Desde da implantação das usinas, todos os segmentos se expandiram, o volume de dinheiro circulando se tornou maior, o que fortaleceu o comércio em geral, principalmente setores de lojas de roupas, de calçados e até de oficinas mecânicas. “Houve reflexos de crescimento, de geração de novos empregos, o que para o comércio foi altamente positivo. Nos restaurantes, por exemplo, o movimento cresceu 50%, o que levou os empresários a ampliarem seus negócios”, comenta o atual prefeito da cidade Gilmar Alves.

Com a nova política econômica implantada, a partir de 2005, Quirinópolis deu um salto de crescimento. Segundo apontam os dados da prefeitura, o município é um dos empregadores do Estado. Novas empresas e indústrias foram instaladas na cidade, fortalecendo a economia e propiciando até uma significativa melhora na qualidade de vida da população. E em breve, a cidade ganhará novos investimentos, como por exemplo, a Petrobrás, que por meio da sua subsidiária Petrobrás Biocombustível, anunciou parceria estratégica com o Grupo São Martinho S.A. com os investimentos já realizados e a realizar, ela terá sua capacidade de moagem ampliada dos atuais 2,5 milhões de toneladas de cana para sete milhões de toneladas na safra 2014/15.

Futuro garantido

Em maio deste ano, no município de Jataí, a Cosan Centro-Oeste S/A instalou uma das mais modernas usinas de etanol. O empreendimento será responsável pela produção de cerca de 370 milhões de litros de etanol por safra, quando estiver em pleno funcionamento. A usina contou com investimento de aproximadamente R$ 1 bilhão, distribuídos entre as áreas agrícola, industrial e administrativa, sendo que R$ 639 milhões deste montante foram contratados por meio de financiamento com o Banco Nacional do Desenvolvimento Econômico e Social (BNDES).
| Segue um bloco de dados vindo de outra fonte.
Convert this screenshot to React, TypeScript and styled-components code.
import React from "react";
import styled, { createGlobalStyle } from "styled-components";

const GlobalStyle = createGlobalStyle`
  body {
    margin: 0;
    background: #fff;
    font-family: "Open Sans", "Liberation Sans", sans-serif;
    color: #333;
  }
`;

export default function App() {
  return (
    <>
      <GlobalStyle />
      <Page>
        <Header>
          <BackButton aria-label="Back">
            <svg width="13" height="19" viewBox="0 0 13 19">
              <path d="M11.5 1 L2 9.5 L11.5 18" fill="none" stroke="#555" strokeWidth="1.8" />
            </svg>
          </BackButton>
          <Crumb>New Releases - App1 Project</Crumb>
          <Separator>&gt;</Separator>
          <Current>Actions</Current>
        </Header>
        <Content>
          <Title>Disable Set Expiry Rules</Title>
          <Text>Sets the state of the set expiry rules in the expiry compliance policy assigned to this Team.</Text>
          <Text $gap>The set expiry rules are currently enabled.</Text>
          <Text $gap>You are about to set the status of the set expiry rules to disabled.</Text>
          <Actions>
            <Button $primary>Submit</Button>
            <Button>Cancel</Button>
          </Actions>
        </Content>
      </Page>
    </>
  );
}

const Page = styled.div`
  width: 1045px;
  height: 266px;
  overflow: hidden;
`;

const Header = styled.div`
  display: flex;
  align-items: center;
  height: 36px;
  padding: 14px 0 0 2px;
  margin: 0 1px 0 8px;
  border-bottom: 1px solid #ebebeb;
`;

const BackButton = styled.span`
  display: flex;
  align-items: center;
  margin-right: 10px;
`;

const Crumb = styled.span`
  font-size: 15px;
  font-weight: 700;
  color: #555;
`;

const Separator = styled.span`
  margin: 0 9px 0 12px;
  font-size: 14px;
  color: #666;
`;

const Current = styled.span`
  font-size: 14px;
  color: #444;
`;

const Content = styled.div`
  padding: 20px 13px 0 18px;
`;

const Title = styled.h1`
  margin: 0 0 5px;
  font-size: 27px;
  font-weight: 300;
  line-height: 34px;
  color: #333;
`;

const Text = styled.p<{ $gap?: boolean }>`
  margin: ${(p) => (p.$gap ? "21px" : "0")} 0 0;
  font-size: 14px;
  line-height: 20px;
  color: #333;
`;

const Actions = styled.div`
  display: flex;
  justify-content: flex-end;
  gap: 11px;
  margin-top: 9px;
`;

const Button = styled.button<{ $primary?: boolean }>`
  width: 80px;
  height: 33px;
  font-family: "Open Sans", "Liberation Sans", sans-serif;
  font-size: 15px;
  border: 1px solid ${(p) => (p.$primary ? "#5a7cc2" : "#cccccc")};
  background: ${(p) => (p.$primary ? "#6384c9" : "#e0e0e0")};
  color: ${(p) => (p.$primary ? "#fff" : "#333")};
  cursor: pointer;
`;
A unidade chegou ao Estado atraída pela infraestrutura e rápido crescimento da região. Além disto, o município conta com parceiros estratégicos que garantem o fornecimento da empresa em todas as suas atividades. A produção de cana, por exemplo, será realizada em grande parte por meio de fornecedores da região. Além da Cosan, outras usinas têm previsão de serem instaladas nos próximos anos.

Novas Usinas

A Destilaria Serra do Caiapó chegou há dois anos, em Montividiu, vizinho próximo a região de Rio Verde. A proposta da usina era o processo da moagem de 500 mil toneladas de cana para produção de 42 milhões de litros de álcool. Na cidade, além da Serra do Caiapó, outras foram atraídas e estão com previsão de funcionamento nos próximos anos. “A maior preocupação da sociedade quanto à instalação das usinas e da cultura da cana era em relação às queimadas. Porém, a grande parcela delas estão sendo mecanizadas, uma das exigências de liberação e de funcionamento conforme às leis ambientais, evitando assim as queimadas e o uso de mão de obra”, revela o gerente da Usina Serra do Caiapó, Indiomar de Paiva.
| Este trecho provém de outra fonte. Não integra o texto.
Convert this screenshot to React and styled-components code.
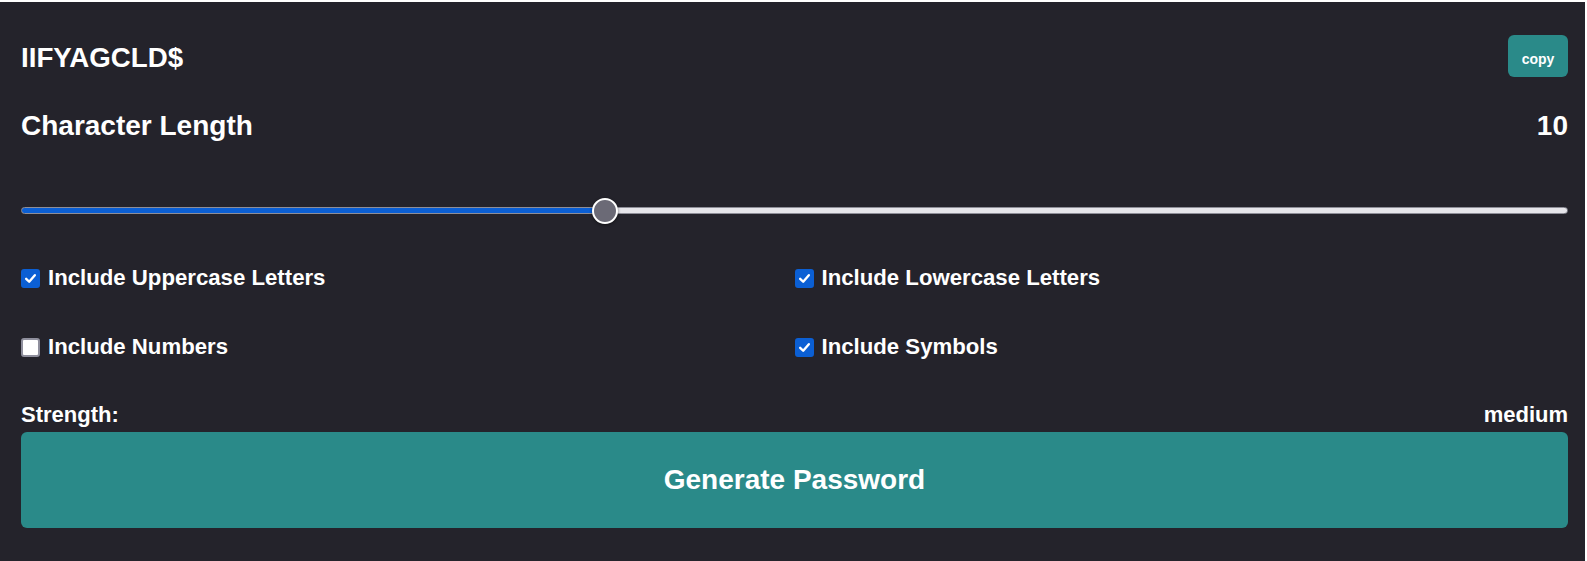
import React, {useState} from "react";
import styled, {createGlobalStyle} from "styled-components";

const GlobalStyle = createGlobalStyle`
  body {
    margin: 0;
    background: #ffffff;
    font-family: "Liberation Sans", Arial, sans-serif;
  }
`;

const Container = styled.div`
  margin: 2px 2px 0 0;
  height: 559px;
  box-sizing: border-box;
  padding: 33px 17px 0 21px;
  background: #24232b;
  color: #ffffff;
  font-weight: bold;
`;

const Row = styled.div`
  display: flex;
  align-items: center;
  justify-content: space-between;
  margin-top: ${p => p.top || 0}px;
`;

const Password = styled.div`
  font-size: 27.7px;
  padding-top: 3px;
`;

const CopyButton = styled.button`
  width: 60px;
  height: 42px;
  padding: 6px 0 0;
  border: none;
  border-radius: 6px;
  background: #2a8a89;
  color: #ffffff;
  font-family: inherit;
  font-weight: bold;
  font-size: 14px;
  cursor: pointer;
`;

const Title = styled.div`
  font-size: 28px;
  line-height: 30px;
`;

const Range = styled.input`
  -webkit-appearance: none;
  appearance: none;
  display: block;
  width: 100%;
  height: 7px;
  margin: 0;
  margin-top: ${p => p.top}px;
  border-radius: 4px;
  border: 1px solid #8e8e98;
  box-sizing: border-box;
  outline: none;

  &::-webkit-slider-thumb {
    -webkit-appearance: none;
    width: 26px;
    height: 26px;
    border-radius: 50%;
    background: #6b6a76;
    border: 2px solid #ffffff;
    box-sizing: border-box;
    box-shadow: 0 1px 3px rgba(0, 0, 0, 0.5);
    cursor: pointer;
  }
`;

const Options = styled.div`
  display: grid;
  grid-template-columns: 1fr 1fr;
  row-gap: 45px;
  margin-top: 52px;
`;

const Option = styled.label`
  display: flex;
  align-items: center;
  gap: 8px;
  font-size: 22.2px;
  line-height: 24px;
  cursor: pointer;
`;

const Box = styled.span`
  width: 19px;
  height: 19px;
  box-sizing: border-box;
  border-radius: 3px;
  display: flex;
  align-items: center;
  justify-content: center;
  background: ${p => (p.checked ? "#0b5fd4" : "#ffffff")};
  border: 2px solid ${p => (p.checked ? "#0b5fd4" : "#8f8f9d")};
`;

const Label = styled.div`
  font-size: 22px;
  line-height: 24px;
`;

const Generate = styled.button`
  display: block;
  width: 100%;
  height: 96px;
  margin-top: 5px;
  border: none;
  border-radius: 6px;
  background: #2a8a89;
  color: #ffffff;
  font-family: inherit;
  font-weight: bold;
  font-size: 28px;
  cursor: pointer;
`;

const Check = () => (
  <svg width="13" height="13" viewBox="0 0 12 12">
    <path d="M2 6.3 L4.8 9 L10 3" fill="none" stroke="#ffffff" strokeWidth="2.2" strokeLinecap="round" strokeLinejoin="round"/>
  </svg>
);

const options = [
  {key: "upper", text: "Include Uppercase Letters"},
  {key: "lower", text: "Include Lowercase Letters"},
  {key: "numbers", text: "Include Numbers"},
  {key: "symbols", text: "Include Symbols"},
];

const App = () => {
  const [length, setLength] = useState(10);
  const [checked, setChecked] = useState({upper: true, lower: true, numbers: false, symbols: true});

  const min = 4;
  const max = 20;
  const frac = (length - min) / (max - min);
  // fill stops at thumb centre: thumb is 26px wide
  const stop = `calc(13px + ${frac} * (100% - 26px))`;

  const toggle = key => setChecked(prev => ({...prev, [key]: !prev[key]}));

  return (
    <>
      <GlobalStyle/>
      <Container>
        <Row>
          <Password>IIFYAGCLD$</Password>
          <CopyButton>copy</CopyButton>
        </Row>
        <Row top={34}>
          <Title>Character Length</Title>
          <Title>{length}</Title>
        </Row>
        <Range
          type="range"
          top={66}
          min={min}
          max={max}
          value={length}
          onChange={e => setLength(Number(e.target.value))}
          style={{background: `linear-gradient(to right, #0b5fd4 ${stop}, #e6e5ea ${stop})`}}
        />
        <Options>
          {options.map(o => (
            <Option key={o.key} onClick={() => toggle(o.key)}>
              <Box checked={checked[o.key]}>{checked[o.key] && <Check/>}</Box>
              {o.text}
            </Option>
          ))}
        </Options>
        <Row top={44}>
          <Label>Strength:</Label>
          <Label>medium</Label>
        </Row>
        <Generate>Generate Password</Generate>
      </Container>
    </>
  );
};

export default App;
Segundo ele, a chegada das usinas em Montividiu trouxe novas oportunidades para a população. “São 1.500 contratados, só a folha de pagamento registra que 70% da mão de obra vêm do próprio município”, justifica.

Além da cana

A cidade de Itumbiara (a 206 quilômetros de Goiânia) há cinco usinas dentro de sua área – algumas delas já estão em funcionamento e outras em fase de implantação. Existe ainda uma unidade em negociação e oito nas proximidades do município. Com a presença do setor sucroalcooleiro, outras empresas resolveram se instalar na cidade como laboratórios de bioinseticidas e uma companhia de irrigação.

Dados apontam

No ano 2000 foram gerados quase 20 mil vagas no setor sucro energético em Goiás, enquanto que em 2008 foram mais de 92 mil (um salto em oito anos de 360% no número de empregos). “Apesar desses e outros benefícios, vemos também que as expansões sem projetos e discussões mais apuradas podem trazer problemas aos municípios, principalmente no quesito mão de obra qualificada que constituem um problema sério no Estado, assim esses trabalhadores tem que ser ‘importados’ de outras regiões e o município não tem estrutura de saúde e educação para comportar essas famílias oriundas de outras localidades”, analisa o assessor técnico da Faeg. “Outro agravante é em relação aos contratos dos proprietários rurais com as usinas que, na sua maioria no Estado, se caracterizam por arrendamentos de terras, o que provoca em grande parte um certo ‘êxodo rural’ desses proprietários para outras cidades ou mesmo fora do País”, pontua Santos, que acredita que novos estabelecimentos de novas unidades industriais nos municípios goianos deverão ser seguidos de um bom planejamento de implantação.